L’un des enjeux est de susciter la curiosité et l’intérêt des jeunes à l’égard des films de patrimoine

C’est un travail considérable ! Nous pensons raisonnablement pouvoir établir un premier bilan dans un délai de trois ans et, pour y parvenir, nous comptons sur la persévérance, la motivation et la solidité du cadre mis en place.

Restauration, conservation et restitution… Quels sont les autres enjeux ?

La Cinémathèque collecte, conserve et valorise le patrimoine cinématographique. Elle célèbre ses œuvres, ses auteurs, ses acteurs, ses techniciens, elle met ses collections au service des chercheurs et, à partir d’un minutieux travail muséographique, elle joue aussi un rôle fédérateur en formant le public, en rassemblant les professionnels et en réparant la fracture intergénérationnelle. L’un des enjeux est d’ailleurs de trouver les formes de communication les plus à même de susciter la curiosité et l’intérêt des jeunes à l’égard des films de patrimoine.

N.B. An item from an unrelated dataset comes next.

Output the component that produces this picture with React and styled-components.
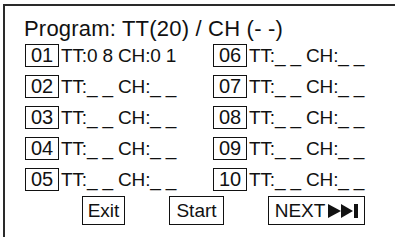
import React from 'react'
import styled, { createGlobalStyle } from 'styled-components';

const GlobalStyle = createGlobalStyle`
  html, body {
    margin: 0;
    padding: 0;
    background: #ffffff;
    overflow: hidden;
  }
  body {
    font-family: "Liberation Sans", Arial, sans-serif;
    color: #111111;
  }
`;

// the panel is cut off by the screenshot on the right and at the bottom
const Frame = styled.div`
  margin: 4px 0 0 3px;
  width: calc(100vw - 3px);
  height: calc(100vh - 4px);
  border-top: 2px solid #2a2a2a;
  border-left: 2px solid #2a2a2a;
  padding: 11px 0 0 19px;
  box-sizing: border-box;
  overflow: hidden;
`;

const Title = styled.div`
  font-size: 22px;
  line-height: 24px;
  letter-spacing: 0.2px;
  margin-bottom: 3px;
`;

const Grid = styled.div`
  display: grid;
  grid-template-columns: 188px 188px;
  grid-auto-rows: 23px;
  row-gap: 8px;
  margin-left: 1px;
`;

const Row = styled.div`
  display: flex;
  flex-direction: row;
  align-items: center;
  gap: 2px;
`;

const Num = styled.div`
  width: 34px;
  height: 23px;
  box-sizing: border-box;
  border: 1.5px solid #111111;
  font-size: 20px;
  line-height: 20px;
  text-align: center;
`;

const Entry = styled.span`
  font-size: 19px;
  letter-spacing: -0.15px;
  white-space: pre;
`;

const Buttons = styled.div`
  display: flex;
  flex-direction: row;
  gap: 44px;
  margin-top: 5px;
  padding-left: 58px;
`;

const Button = styled.div`
  height: 29px;
  width: ${(props) => props.w}px;
  box-sizing: border-box;
  border: 1.5px solid #111111;
  font-size: 19px;
  display: flex;
  align-items: center;
  justify-content: center;
  gap: 3px;
`;

const entries = [
    ['01', 'TT:0 8 CH:0 1'],
    ['06', 'TT:_ _ CH:_ _'],
    ['02', 'TT:_ _ CH:_ _'],
    ['07', 'TT:_ _ CH:_ _'],
    ['03', 'TT:_ _ CH:_ _'],
    ['08', 'TT:_ _ CH:_ _'],
    ['04', 'TT:_ _ CH:_ _'],
    ['09', 'TT:_ _ CH:_ _'],
    ['05', 'TT:_ _ CH:_ _'],
    ['10', 'TT:_ _ CH:_ _'],
];

const NextIcon = () => (
    <svg width="30" height="14" viewBox="0 0 30 14">
        <polygon points="0,0 13,7 0,14" fill="#111" />
        <polygon points="13,0 25,7 13,14" fill="#111" />
        <rect x="26" y="0" width="4" height="14" fill="#111" />
    </svg>
);

const App = () => {
    return (
        <>
            <GlobalStyle />
            <Frame>
                <Title>Program: TT(20) / CH (- -)</Title>
                <Grid>
                    {entries.map(([num, text]) => (
                        <Row key={num}>
                            <Num>{num}</Num>
                            <Entry>{text}</Entry>
                        </Row>
                    ))}
                </Grid>
                <Buttons>
                    <Button w={43}>Exit</Button>
                    <Button w={55}>Start</Button>
                    <Button w={97}>NEXT<NextIcon /></Button>
                </Buttons>
            </Frame>
        </>
    )
}

export default App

Pour atteindre ces objectifs, notre institution doit être en phase avec la corporation des cinéastes et avec la société, elle doit s’adapter aux mutations actuelles, celles d’une Tunisie qui tente de se reconstruire. C’est un véritable défi, car il s’agit de rattraper un retard de soixante ans, pendant lesquels l’écart technologique entre le Nord et le Sud s’est creusé. La Cinémathèque s’inscrit dans le cadre de la restructuration du secteur audiovisuel tunisien et n’a pas le droit à l’erreur. La réussite de ce projet patrimonial sera également celle d’un pays qui tient à sa transition démocratique.